• Work to complete: Can you pull out each line of the data below that includes the word "React"?

──────────

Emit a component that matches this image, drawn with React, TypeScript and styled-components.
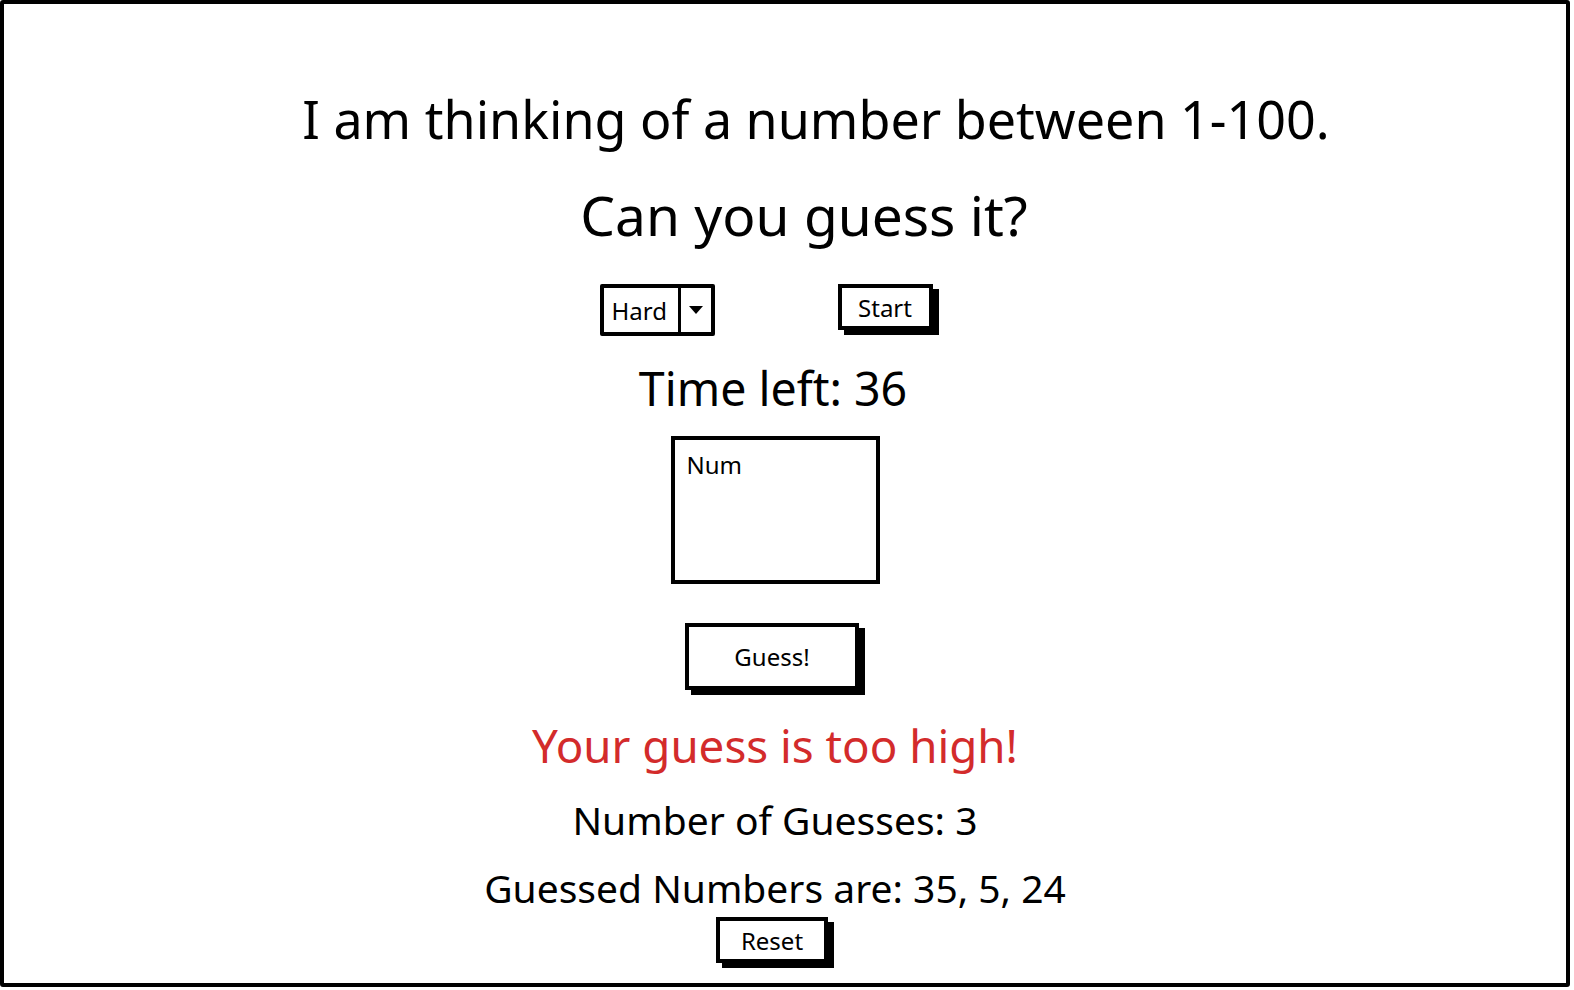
import React from "react";
import styled, { createGlobalStyle } from "styled-components";

const GlobalStyle = createGlobalStyle`
  html, body {
    margin: 0;
    padding: 0;
    background: #ffffff;
  }
  body {
    font-family: "Noto Sans", "Open Sans", sans-serif;
    color: #000;
  }
`;

const Frame = styled.div`
  box-sizing: border-box;
  width: 1570px;
  height: 987px;
  border: 4px solid #000;
  border-radius: 3px;
  display: flex;
  flex-direction: column;
  align-items: center;
  padding: 0 20px 0 0;
  overflow: hidden;
`;

const Line = styled.div<{ $size: number; $top: number; $shift?: number; $color?: string }>`
  font-size: ${(p) => p.$size}px;
  line-height: 1;
  margin-top: ${(p) => p.$top}px;
  margin-left: ${(p) => (p.$shift ?? 0) * 2}px;
  color: ${(p) => p.$color ?? "#000"};
  white-space: nowrap;
`;

const ControlsRow = styled.div`
  display: flex;
  align-items: flex-start;
  gap: 123px;
  margin-top: 42px;
  margin-left: -18px;
`;

const Select = styled.div`
  box-sizing: border-box;
  width: 115px;
  height: 52px;
  border: 4px solid #000;
  border-radius: 2px;
  display: flex;
  align-items: stretch;
`;

const SelectValue = styled.div`
  flex: 1;
  display: flex;
  align-items: center;
  padding-left: 8px;
  font-size: 24px;
  border-right: 3px solid #000;
`;

const SelectArrow = styled.div`
  width: 30px;
  display: flex;
  align-items: center;
  justify-content: center;
`;

const Button = styled.div<{ $w: number; $h: number; $size: number; $shift?: number }>`
  box-sizing: border-box;
  width: ${(p) => p.$w}px;
  height: ${(p) => p.$h}px;
  margin-left: ${(p) => (p.$shift ?? 0) * 2}px;
  border: 4px solid #000;
  box-shadow: 6px 5px 0 #000;
  display: flex;
  align-items: center;
  justify-content: center;
  font-size: ${(p) => p.$size}px;
  background: #fff;
  flex-shrink: 0;
`;

const NumBox = styled.div`
  box-sizing: border-box;
  width: 209px;
  height: 148px;
  border: 4px solid #000;
  margin-top: 24px;
  padding: 8px 12px;
  font-size: 24px;
  flex-shrink: 0;
`;

const Spacer = styled.div<{ $h: number }>`
  height: ${(p) => p.$h}px;
  flex-shrink: 0;
`;

export default function App() {
  return (
    <>
      <GlobalStyle />
      <Frame>
        <Line $size={52} $top={89} $shift={41}>
          I am thinking of a number between 1-100.
        </Line>
        <Line $size={55} $top={42} $shift={29}>
          Can you guess it?
        </Line>
        <ControlsRow>
          <Select>
            <SelectValue>Hard</SelectValue>
            <SelectArrow>
              <svg width="16" height="10" viewBox="0 0 16 10">
                <path d="M1 1 L15 1 L8 9 Z" fill="#000" />
              </svg>
            </SelectArrow>
          </Select>
          <Button $w={95} $h={46} $size={24}>
            Start
          </Button>
        </ControlsRow>
        <Line $size={46.5} $top={29} $shift={-2}>
          Time left: 36
        </Line>
        <NumBox>Num</NumBox>
        <Spacer $h={39} />
        <Button $w={174} $h={67} $size={24} $shift={-3}>
          Guess!
        </Button>
        <Line $size={45.7} $top={33} $color="#d32b2b">
          Your guess is too high!
        </Line>
        <Line $size={39} $top={32}>
          Number of Guesses: 3
        </Line>
        <Line $size={39} $top={29}>
          Guessed Numbers are: 35, 5, 24
        </Line>
        <Spacer $h={10} />
        <Button $w={112} $h={46} $size={24} $shift={-3}>
          Reset
        </Button>
      </Frame>
    </>
  );
}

──────────

• The completed task:
Emit a component that matches this image, drawn with React, TypeScript and styled-components.
import React from "react";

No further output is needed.